Since the start of his second season Jeffery averaged about 84 catches for more than 1,260 yards per 16 games, but after his first seven games, Jeffery found himself with just 26 catches for 354 yards and two touchdowns, a pace for 59 catches, 809 yards and five TDs — poor numbers for a free agent who would be 28 in 2018, who couldn’t find a lucrative, long-term deal in 2017.
Jeffery never complained.
“If you think about stuff like that it’ll make you frustrated and create bigger problems in the locker room, and at home,” said Jeffery. His employment problems are solved. He signed a 4-year, $52 million extension three weeks ago.
Blount didn’t arrive with Jeffery’s fanfare, and he signed for only $1.25 million, but then, Blount was a different commodity. He was 30, carried character baggage from his days in Tampa and Pittsburgh, and bore the indelible stain as one of Bill Belichick’s castoffs.
Blount began with a bang. He carried the ball 14 times and caught a touchdown pass in the season-opening win at Washington. Then, in Game 2, he did not get a carry in a loss at Kansas City.
Blount never complained. No one should have expected him to complain, he said: “All the titles of selfishness that came with me were completely wrong. I get tired of hearing that. That’s never been the case.”
Whether or not those accusations are valid, his stature cannot be questioned. Neither can Jeffery’s. Physically, they dwarf their teammates, and that matters in a football locker room. Jeffery, at 6-foot-4 and 221 pounds, looks like a tight end when he stands with the other receivers. Blount, at 6 feet, 250, looks like the big brother who keeps bullies away from taking the other backs’ lunch money.
They have produced for years at demanding positions in a brutal league. Blount has played in 122 games and has scored 61 touchdowns, which is 16 more games and 41 more touchdowns than the Eagles’ other four active running backs combined. Among the other five receivers, only Torrey Smith has a 1,000-yard season, and that came in 2013.
Blount and Jeffery are the lead dogs.
Doug Pederson understands that, and that’s why he cultivates one-on-one relationships with Jeffery and Blount. That is a manifestation of the “emotional intelligence” owner Jeffrey Lurie cited when he replaced dispassionate Chip Kelly with Uncle Doug.
“Specifically with LeGarrette, I definitely had a conversation with him after (the Chiefs game). He was good with that,” said Pederson, who said he has spoken with Jeffery, too. “The communication has been there, and it will continue to be there.”
A late addition
Their self-sacrifice set a tone by the time Pro Bowl back Jay Ajayi arrived at the trade deadline, carrying some baggage himself. Ajayi made big plays from Day 1 but he didn’t see the ball much in his first three games. Ajayi appeared upset after the third game, which Ajayi immediately refuted. Pederson met with Ajayi the next morning and discovered that Ajayi, who can be standoffish, was downcast less about his inclusion than about his failure to score on a couple of plays. Ajayi wasn’t pouting. He understood the environment he had entered.

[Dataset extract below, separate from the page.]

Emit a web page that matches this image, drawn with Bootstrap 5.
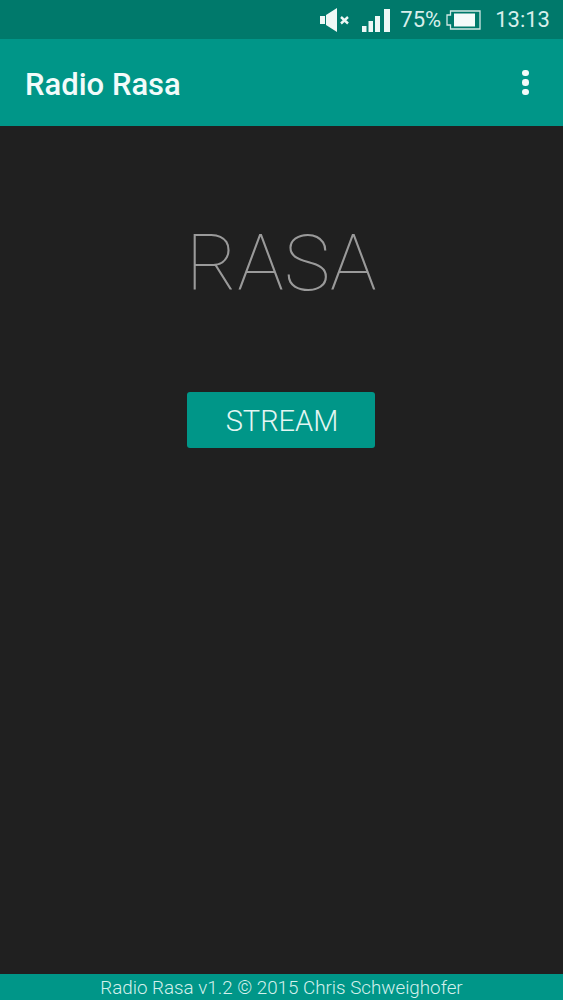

“You’ve got marquee players just playing a role,” Jenkins said. “It’s hard to come into a locker room and be the guy who’s being selfish.”
“Jay’s a mature young player. He knows what his role is,” Blount said. “None of us are selfish.”
Lately, things have changed again. Ajayi has gotten Blount’s carries in the last three games. Once again: No problem.
“You don’t want to have any kind of negative vibes, especially in your (position) meeting room. You don’t want any animosity, discomfort, awkwardness,” Blount said. “I don’t think there’s a need to be frustrated or upset when you’re 12-2. Whatever we’re doing is obviously working, and there is nothing for me or anybody else to complain about.”